### Supplied data

>> Start

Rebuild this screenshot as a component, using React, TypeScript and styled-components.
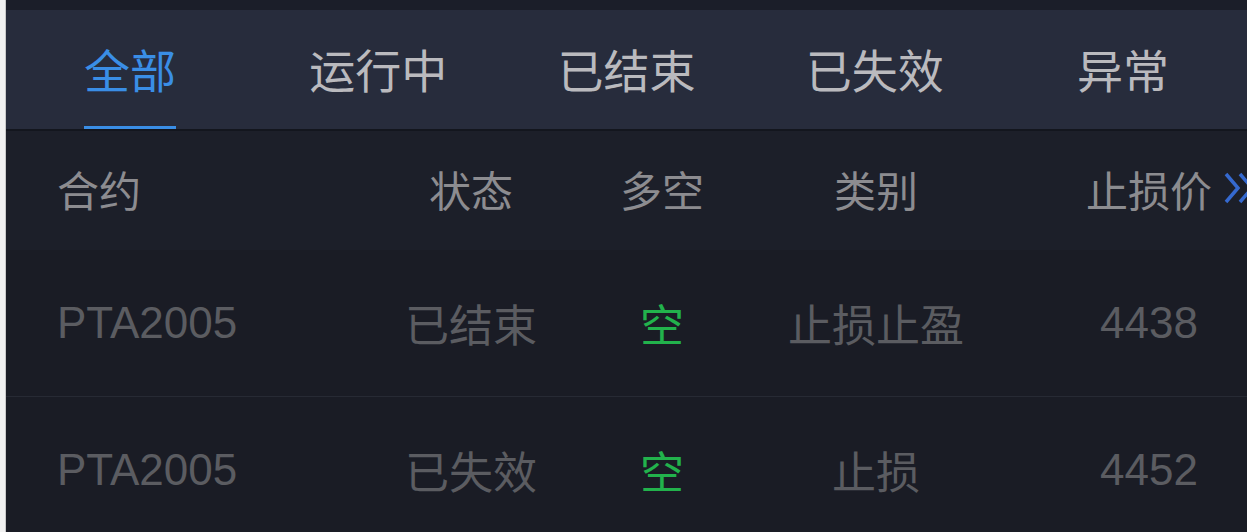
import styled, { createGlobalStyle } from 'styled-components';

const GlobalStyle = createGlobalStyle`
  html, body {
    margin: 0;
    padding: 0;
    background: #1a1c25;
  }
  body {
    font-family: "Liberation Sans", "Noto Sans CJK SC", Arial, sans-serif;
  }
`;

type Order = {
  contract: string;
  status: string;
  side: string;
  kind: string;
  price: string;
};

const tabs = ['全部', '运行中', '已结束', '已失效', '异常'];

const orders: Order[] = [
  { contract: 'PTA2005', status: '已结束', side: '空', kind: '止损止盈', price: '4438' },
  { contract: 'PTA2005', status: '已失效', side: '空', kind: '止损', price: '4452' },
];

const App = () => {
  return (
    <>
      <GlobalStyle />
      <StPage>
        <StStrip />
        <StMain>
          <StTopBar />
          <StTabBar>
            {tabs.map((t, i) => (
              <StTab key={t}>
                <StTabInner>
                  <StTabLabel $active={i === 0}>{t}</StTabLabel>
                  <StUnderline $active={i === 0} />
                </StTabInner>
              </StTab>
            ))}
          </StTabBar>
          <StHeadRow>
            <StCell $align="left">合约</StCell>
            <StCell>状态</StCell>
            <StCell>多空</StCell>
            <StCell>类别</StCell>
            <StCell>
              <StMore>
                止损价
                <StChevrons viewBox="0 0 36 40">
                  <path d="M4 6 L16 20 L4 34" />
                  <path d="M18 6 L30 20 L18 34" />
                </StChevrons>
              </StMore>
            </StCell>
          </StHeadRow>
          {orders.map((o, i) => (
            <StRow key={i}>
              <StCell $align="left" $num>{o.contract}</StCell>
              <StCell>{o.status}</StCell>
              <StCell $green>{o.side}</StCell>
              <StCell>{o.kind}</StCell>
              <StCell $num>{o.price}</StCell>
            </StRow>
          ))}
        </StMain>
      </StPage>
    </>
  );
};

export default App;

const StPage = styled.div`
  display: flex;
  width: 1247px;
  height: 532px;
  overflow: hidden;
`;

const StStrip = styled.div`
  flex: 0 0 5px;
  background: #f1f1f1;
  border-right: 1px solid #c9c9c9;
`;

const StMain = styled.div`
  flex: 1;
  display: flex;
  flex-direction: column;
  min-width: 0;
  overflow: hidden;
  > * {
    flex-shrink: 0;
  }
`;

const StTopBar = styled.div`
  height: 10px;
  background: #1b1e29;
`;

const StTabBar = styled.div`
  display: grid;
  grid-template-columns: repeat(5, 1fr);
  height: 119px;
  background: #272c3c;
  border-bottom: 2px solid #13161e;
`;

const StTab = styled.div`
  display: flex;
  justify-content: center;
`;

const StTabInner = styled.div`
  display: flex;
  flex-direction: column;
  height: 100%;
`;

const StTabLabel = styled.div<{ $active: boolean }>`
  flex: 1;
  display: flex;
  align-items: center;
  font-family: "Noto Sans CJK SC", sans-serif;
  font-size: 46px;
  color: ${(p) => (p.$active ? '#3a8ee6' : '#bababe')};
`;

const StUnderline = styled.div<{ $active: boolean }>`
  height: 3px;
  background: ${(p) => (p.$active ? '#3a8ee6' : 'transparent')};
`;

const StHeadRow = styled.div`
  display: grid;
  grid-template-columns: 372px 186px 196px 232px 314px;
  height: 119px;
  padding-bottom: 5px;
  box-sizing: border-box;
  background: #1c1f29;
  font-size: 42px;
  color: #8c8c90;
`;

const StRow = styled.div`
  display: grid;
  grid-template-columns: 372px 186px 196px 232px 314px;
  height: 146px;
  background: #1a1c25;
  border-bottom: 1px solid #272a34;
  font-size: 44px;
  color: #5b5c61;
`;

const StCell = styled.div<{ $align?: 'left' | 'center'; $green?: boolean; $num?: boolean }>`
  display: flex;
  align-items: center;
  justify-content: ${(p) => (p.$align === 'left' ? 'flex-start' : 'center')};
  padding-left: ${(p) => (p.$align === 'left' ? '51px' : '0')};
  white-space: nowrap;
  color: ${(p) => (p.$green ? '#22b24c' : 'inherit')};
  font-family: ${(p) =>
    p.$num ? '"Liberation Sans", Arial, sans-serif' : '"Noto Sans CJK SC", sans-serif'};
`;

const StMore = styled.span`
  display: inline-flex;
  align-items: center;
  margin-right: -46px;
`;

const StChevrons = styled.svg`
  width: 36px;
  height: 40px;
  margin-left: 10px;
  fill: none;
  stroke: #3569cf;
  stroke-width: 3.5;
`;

>> End

### Task goal
Work out how many lines above have the string "components" in them, and give only the number.

### Written answer
2